→ Set task:
Search the data below for "styles"; list each line that holds it.

→ Source excerpt:

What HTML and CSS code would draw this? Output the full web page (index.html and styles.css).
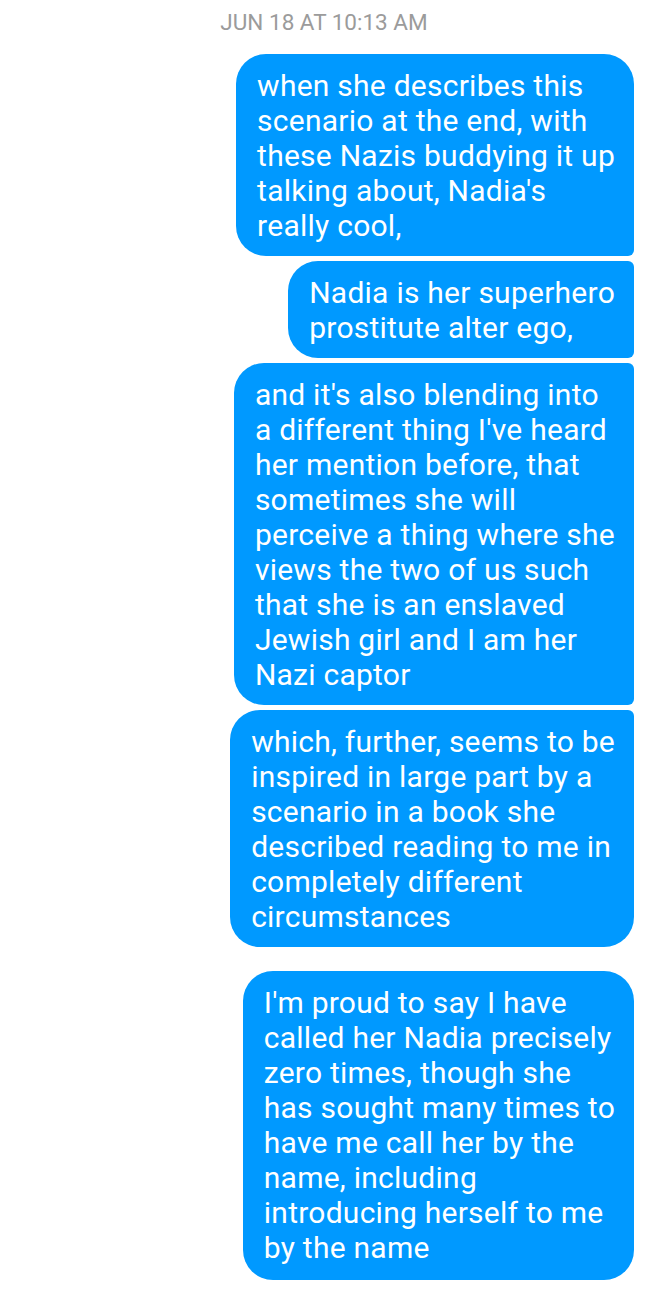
FILE: index.html
```html
<!DOCTYPE html>
<html>
<head>
<meta charset="utf-8">
<link rel="stylesheet" href="styles.css">
</head>
<body>
<div class="thread">
  <div class="stamp">JUN 18 AT 10:13 AM</div>
  <div class="group">
    <div class="bubble first">when she describes this<br>scenario at the end, with<br>these Nazis buddying it up<br>talking about, Nadia's<br>really cool,</div>
    <div class="bubble mid">Nadia is her superhero<br>prostitute alter ego,</div>
    <div class="bubble mid">and it's also blending into<br>a different thing I've heard<br>her mention before, that<br>sometimes she will<br>perceive a thing where she<br>views the two of us such<br>that she is an enslaved<br>Jewish girl and I am her<br>Nazi captor</div>
    <div class="bubble last">which, further, seems to be<br>inspired in large part by a<br>scenario in a book she<br>described reading to me in<br>completely different<br>circumstances</div>
  </div>
  <div class="group">
    <div class="bubble single">I'm proud to say I have<br>called her Nadia precisely<br>zero times, though she<br>has sought many times to<br>have me call her by the<br>name, including<br>introducing herself to me<br>by the name</div>
  </div>
</div>
</body>
</html>
```

FILE: styles.css
```css
html, body {
  margin: 0;
  padding: 0;
  background: #ffffff;
}
.thread {
  width: 648px;
  font-family: Roboto, "Noto Sans", sans-serif;
  display: flex;
  flex-direction: column;
}
.stamp {
  text-align: center;
  color: #9b9b9b;
  font-size: 22.5px;
  line-height: 26px;
  padding-top: 9px;
  height: 54px;
  box-sizing: border-box;
}
.group {
  display: flex;
  flex-direction: column;
  align-items: flex-end;
  gap: 5px;
  padding-right: 14px;
  margin-bottom: 24px;
}
.bubble {
  background: #0099ff;
  color: #ffffff;
  font-size: 30px;
  letter-spacing: 0.25px;
  line-height: 35px;
  white-space: nowrap;
  padding: 14px 19px 13px 21px;
  border-radius: 30px 6px 6px 30px;
}
.bubble.first { border-radius: 30px 30px 6px 30px; }
.bubble.last { border-radius: 30px 6px 30px 30px; }
.bubble.single { border-radius: 30px; padding-bottom: 15px; }
```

→ Exercise solution:
What HTML and CSS code would draw this? Output the full web page (index.html and styles.css).
<link rel="stylesheet" href="styles.css">
FILE: styles.css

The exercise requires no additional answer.